Transcribe each line of the material as it is, and drop any picture.

→ **Provided information**:
* * * * *

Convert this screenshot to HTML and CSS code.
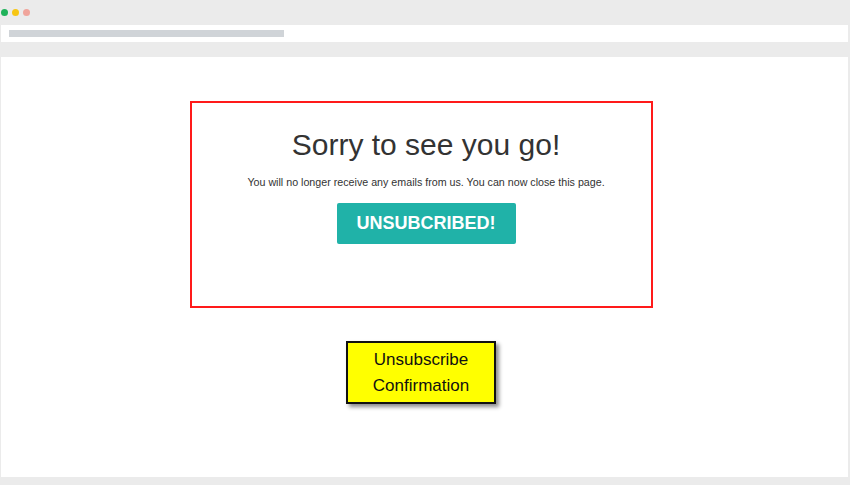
FILE: index.html
```html
<!DOCTYPE html>
<html lang="en">
<head>
    <meta charset="UTF-8">
    <meta name="viewport" content="width=device-width, initial-scale=1.0">
    <title>Unsubscribe Confirmation</title>
    <link rel="stylesheet" href="styles.css">
</head>
<body>

    <div class="browser-top">
        <span class="dot green"></span>
        <span class="dot yellow"></span>
        <span class="dot pink"></span>
    </div>

    <div class="address-bar">
        <div class="address-line"></div>
    </div>

    <div class="page">
        <div class="unsub-box">
            <h1>Sorry to see you go!</h1>
            <p>You will no longer receive any emails from us. You can now close this page.</p>
            <button>UNSUBCRIBED!</button>
        </div>

        <div class="label-note">
            Unsubscribe<br>Confirmation
        </div>
    </div>

</body>
</html>
```

FILE: styles.css
```css
* {
    margin: 0;
    padding: 0;
    box-sizing: border-box;
}

body {
    font-family: "Liberation Sans", Arial, sans-serif;
    background: #ebebeb;
    width: 850px;
    height: 485px;
    overflow: hidden;
}

.browser-top {
    height: 25px;
    display: flex;
    align-items: center;
    gap: 4px;
    padding-left: 1px;
    padding-bottom: 1px;
}

.dot {
    width: 7px;
    height: 7px;
    border-radius: 50%;
}

.green { background: #1fb25a; }
.yellow { background: #f7c613; }
.pink { background: #f0a49b; }

.address-bar {
    margin: 0 2px 0 1px;
    height: 17px;
    background: #fff;
    padding: 5px 0 0 8px;
}

.address-line {
    width: 275px;
    height: 7px;
    background: #d0d4d8;
}

.page {
    margin: 15px 2px 0 1px;
    height: 420px;
    background: #fff;
    display: flex;
    flex-direction: column;
    align-items: center;
    padding: 44px 7px 0 0;
}

/* el contenido va un poco corrido a la derecha dentro del marco */
.unsub-box {
    width: 463px;
    height: 207px;
    border: 2px solid #ff1a1a;
    text-align: center;
    padding: 24px 0 0 10px;
}

h1 {
    font-size: 30px;
    font-weight: normal;
    color: #333;
    line-height: 36px;
}

p {
    font-size: 10.7px;
    color: #333;
    margin-top: 13px;
}

button {
    margin-top: 15px;
    width: 179px;
    height: 41px;
    background: #20b2a8;
    color: #fff;
    border: none;
    border-radius: 2px;
    font-family: "Liberation Sans", Arial, sans-serif;
    font-size: 18px;
    font-weight: bold;
}

.label-note {
    margin-top: 33px;
    width: 150px;
    height: 63px;
    background: #ffff00;
    border: 2px solid #111;
    box-shadow: 3px 3px 4px rgba(0, 0, 0, 0.45);
    text-align: center;
    font-size: 17px;
    line-height: 26px;
    color: #111;
    padding-top: 4px;
}
```
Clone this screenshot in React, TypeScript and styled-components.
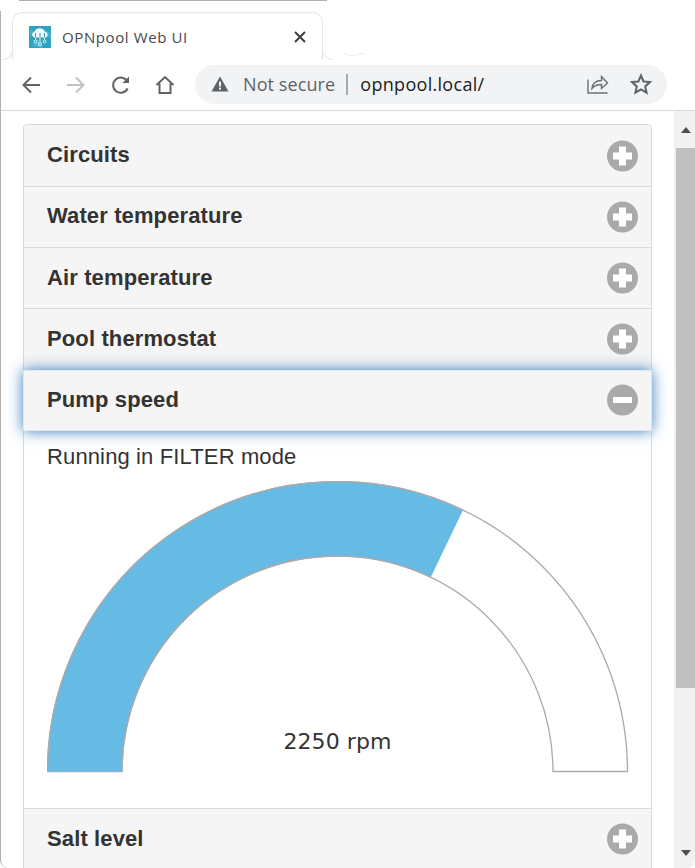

* * * * *

→ **Task result**:
Convert this screenshot to HTML and CSS code.
FILE: index.html
```html
<!DOCTYPE html>
<html lang="en">
<head>
    <meta charset="UTF-8">
    <meta name="viewport" content="width=device-width, initial-scale=1.0">
    <title>Unsubscribe Confirmation</title>
    <link rel="stylesheet" href="styles.css">
</head>
<body>

    <div class="browser-top">
        <span class="dot green"></span>
        <span class="dot yellow"></span>
        <span class="dot pink"></span>
    </div>

    <div class="address-bar">
        <div class="address-line"></div>
    </div>

    <div class="page">
        <div class="unsub-box">
            <h1>Sorry to see you go!</h1>
            <p>You will no longer receive any emails from us. You can now close this page.</p>
            <button>UNSUBCRIBED!</button>
        </div>

        <div class="label-note">
            Unsubscribe<br>Confirmation
        </div>
    </div>

</body>
</html>
```

FILE: styles.css
```css
* {
    margin: 0;
    padding: 0;
    box-sizing: border-box;
}

body {
    font-family: "Liberation Sans", Arial, sans-serif;
    background: #ebebeb;
    width: 850px;
    height: 485px;
    overflow: hidden;
}

.browser-top {
    height: 25px;
    display: flex;
    align-items: center;
    gap: 4px;
    padding-left: 1px;
    padding-bottom: 1px;
}

.dot {
    width: 7px;
    height: 7px;
    border-radius: 50%;
}

.green { background: #1fb25a; }
.yellow { background: #f7c613; }
.pink { background: #f0a49b; }

.address-bar {
    margin: 0 2px 0 1px;
    height: 17px;
    background: #fff;
    padding: 5px 0 0 8px;
}

.address-line {
    width: 275px;
    height: 7px;
    background: #d0d4d8;
}

.page {
    margin: 15px 2px 0 1px;
    height: 420px;
    background: #fff;
    display: flex;
    flex-direction: column;
    align-items: center;
    padding: 44px 7px 0 0;
}

/* el contenido va un poco corrido a la derecha dentro del marco */
.unsub-box {
    width: 463px;
    height: 207px;
    border: 2px solid #ff1a1a;
    text-align: center;
    padding: 24px 0 0 10px;
}

h1 {
    font-size: 30px;
    font-weight: normal;
    color: #333;
    line-height: 36px;
}

p {
    font-size: 10.7px;
    color: #333;
    margin-top: 13px;
}

button {
    margin-top: 15px;
    width: 179px;
    height: 41px;
    background: #20b2a8;
    color: #fff;
    border: none;
    border-radius: 2px;
    font-family: "Liberation Sans", Arial, sans-serif;
    font-size: 18px;
    font-weight: bold;
}

.label-note {
    margin-top: 33px;
    width: 150px;
    height: 63px;
    background: #ffff00;
    border: 2px solid #111;
    box-shadow: 3px 3px 4px rgba(0, 0, 0, 0.45);
    text-align: center;
    font-size: 17px;
    line-height: 26px;
    color: #111;
    padding-top: 4px;
}
```
Clone this screenshot in React, TypeScript and styled-components.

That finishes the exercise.